I was taking part in a retreat hosted by my first life coach, Scout Wilkins, who’s also a wilderness guide.
In the afternoon we visited the Mormon settler ghost town at Grafton, down the road from Zion National Park. There were rows of empty cottages in the silent canyon. Scenes from Butch Cassidy and the Sundance Kid were filmed there.
Later, in the small community of Springdale, kids in monster costumes flitted around in the twilight like moths and bats, trick or treating.
The atmosphere was simultaneously otherworldly, gentle and playful.
Two seasons in one day
The deliberate, and necessary, chaos of the death festivals (Hallow’en, Samhain, All Hallows’ Eve, etc) can disrupt the vibrant new season growth energies of spring celebrations.
New Zealand writer Juliet Batten, author of Celebrating the Southern Seasons, and many other interesting books, proposes a creative solution to these seemingly incompatible celebrations.

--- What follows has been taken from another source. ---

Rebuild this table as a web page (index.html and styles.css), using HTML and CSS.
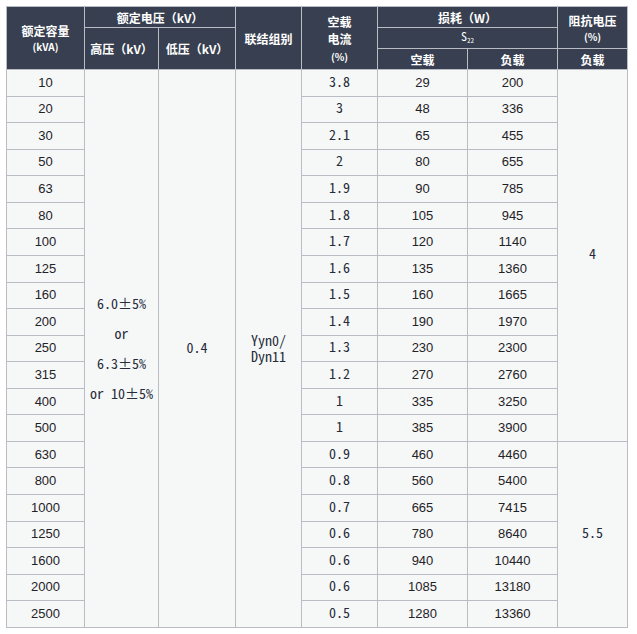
FILE: index.html
```html
<!DOCTYPE html>
<html lang="zh">
<head>
<meta charset="utf-8">
<title>变压器参数表</title>
<link rel="stylesheet" href="styles.css">
</head>
<body>
<table class="spec">
  <colgroup>
    <col class="c1"><col class="c2"><col class="c3"><col class="c4"><col class="c5"><col class="c6"><col class="c7"><col class="c8">
  </colgroup>
  <thead>
    <tr class="h1">
      <th rowspan="3">额定容量<br><span class="unit">(kVA)</span></th>
      <th colspan="2">额定电压（kV）</th>
      <th rowspan="3">联结组别</th>
      <th rowspan="3" class="stack">空载<br>电流<br><span class="unit">(%)</span></th>
      <th colspan="2">损耗（W）</th>
      <th rowspan="2">阻抗电压<br><span class="unit">(%)</span></th>
    </tr>
    <tr class="h2">
      <th rowspan="2">高压（kV）</th>
      <th rowspan="2">低压（kV）</th>
      <th colspan="2" class="sub">S<sub>22</sub></th>
    </tr>
    <tr class="h3">
      <th>空载</th>
      <th>负载</th>
      <th>负载</th>
    </tr>
  </thead>
  <tbody>
    <tr><td>10</td><td rowspan="21" class="mono tall">6.0±5%<br>or<br>6.3±5%<br>or 10±5%</td><td rowspan="21" class="mono one">0.4</td><td rowspan="21" class="mono group">Yyn0/<br>Dyn11</td><td class="mono cur">3.8</td><td>29</td><td>200</td><td rowspan="14" class="mono cur">4</td></tr>
    <tr><td>20</td><td class="mono cur">3</td><td>48</td><td>336</td></tr>
    <tr><td>30</td><td class="mono cur">2.1</td><td>65</td><td>455</td></tr>
    <tr><td>50</td><td class="mono cur">2</td><td>80</td><td>655</td></tr>
    <tr><td>63</td><td class="mono cur">1.9</td><td>90</td><td>785</td></tr>
    <tr><td>80</td><td class="mono cur">1.8</td><td>105</td><td>945</td></tr>
    <tr><td>100</td><td class="mono cur">1.7</td><td>120</td><td>1140</td></tr>
    <tr><td>125</td><td class="mono cur">1.6</td><td>135</td><td>1360</td></tr>
    <tr><td>160</td><td class="mono cur">1.5</td><td>160</td><td>1665</td></tr>
    <tr><td>200</td><td class="mono cur">1.4</td><td>190</td><td>1970</td></tr>
    <tr><td>250</td><td class="mono cur">1.3</td><td>230</td><td>2300</td></tr>
    <tr><td>315</td><td class="mono cur">1.2</td><td>270</td><td>2760</td></tr>
    <tr><td>400</td><td class="mono cur">1</td><td>335</td><td>3250</td></tr>
    <tr><td>500</td><td class="mono cur">1</td><td>385</td><td>3900</td></tr>
    <tr><td>630</td><td class="mono cur">0.9</td><td>460</td><td>4460</td><td rowspan="7" class="mono cur">5.5</td></tr>
    <tr><td>800</td><td class="mono cur">0.8</td><td>560</td><td>5400</td></tr>
    <tr><td>1000</td><td class="mono cur">0.7</td><td>665</td><td>7415</td></tr>
    <tr><td>1250</td><td class="mono cur">0.6</td><td>780</td><td>8640</td></tr>
    <tr><td>1600</td><td class="mono cur">0.6</td><td>940</td><td>10440</td></tr>
    <tr><td>2000</td><td class="mono cur">0.6</td><td>1085</td><td>13180</td></tr>
    <tr><td>2500</td><td class="mono cur">0.5</td><td>1280</td><td>13360</td></tr>
  </tbody>
</table>
</body>
</html>
```
FILE: styles.css
```css
html, body {
  margin: 0;
  padding: 0;
  background: #ffffff;
}
body {
  padding: 6px 0 0 6px;
}
.spec {
  border-collapse: collapse;
  table-layout: fixed;
  width: 621px;
  font-family: "Liberation Sans", "Noto Sans CJK SC", sans-serif;
  font-size: 13px;
  color: #1f2226;
}
.c1 { width: 78px; }
.c2 { width: 74px; }
.c3 { width: 77px; }
.c4 { width: 66px; }
.c5 { width: 76px; }
.c6 { width: 90px; }
.c7 { width: 90px; }
.c8 { width: 70px; }
.spec th,
.spec td {
  border: 1px solid #b9bdc3;
  padding: 0;
  text-align: center;
  vertical-align: middle;
}
.spec th {
  background: #373f50;
  color: #ffffff;
  font-family: "Noto Sans CJK SC", sans-serif;
  font-weight: 700;
  font-size: 12px;
  line-height: 15px;
}
.spec th.sub {
  font-family: "Noto Sans Mono CJK SC", "Noto Sans CJK SC", monospace;
  font-weight: 500;
}
.h1 { height: 21px; }
.h2 { height: 19px; }
.h3 { height: 21px; }
.unit {
  font-size: 10px;
  line-height: 13px;
}
.spec th.stack { line-height: 17px; }
.spec th.stack .unit { line-height: 12px; }
.spec th sub {
  font-size: 7px;
  vertical-align: -2px;
}
.spec tbody tr { height: 26.57px; }
.spec td {
  background: #f6f8f8;
  line-height: 16px;
}
.spec td.mono {
  font-family: "Noto Sans Mono CJK SC", "Noto Sans CJK SC", monospace;
  font-size: 14px;
  color: #252b38;
}
.spec td.cur { padding-bottom: 4px; }
.spec td.one { padding-bottom: 2px; }
.spec td.tall { line-height: 30px; }
.spec td.group { line-height: 16px; }
```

One magical day, 31st October, that encompasses two seasons and two hemispheres.
The day starts with clusters of spring maidens laying flowers on doorsteps at dawn.
Then at dusk, gaggles of ghosts and goblins prowl the darkening streets with bags of tricks and treats.
Juliet writes: “Not just the Hallowe’en takeover, but space for flowers, maypoles, and maidens as well. Two hemispheres in one day, a kind of reconciliation.”
Embracing the multitudes
In permaculture there are usually multiple solutions to any problem.
In Aotearoa-NZ we’re already accustomed to dealing with multiple time zones and seasons, in the media, our economy and cultures.
This morning I was in a video call with a colleague in France. Our room encompassed 12 hours and more than 19,000km.
It doesn’t feel like a huge shift to embrace multiple celebrations, rather than having to choose between opposing forces.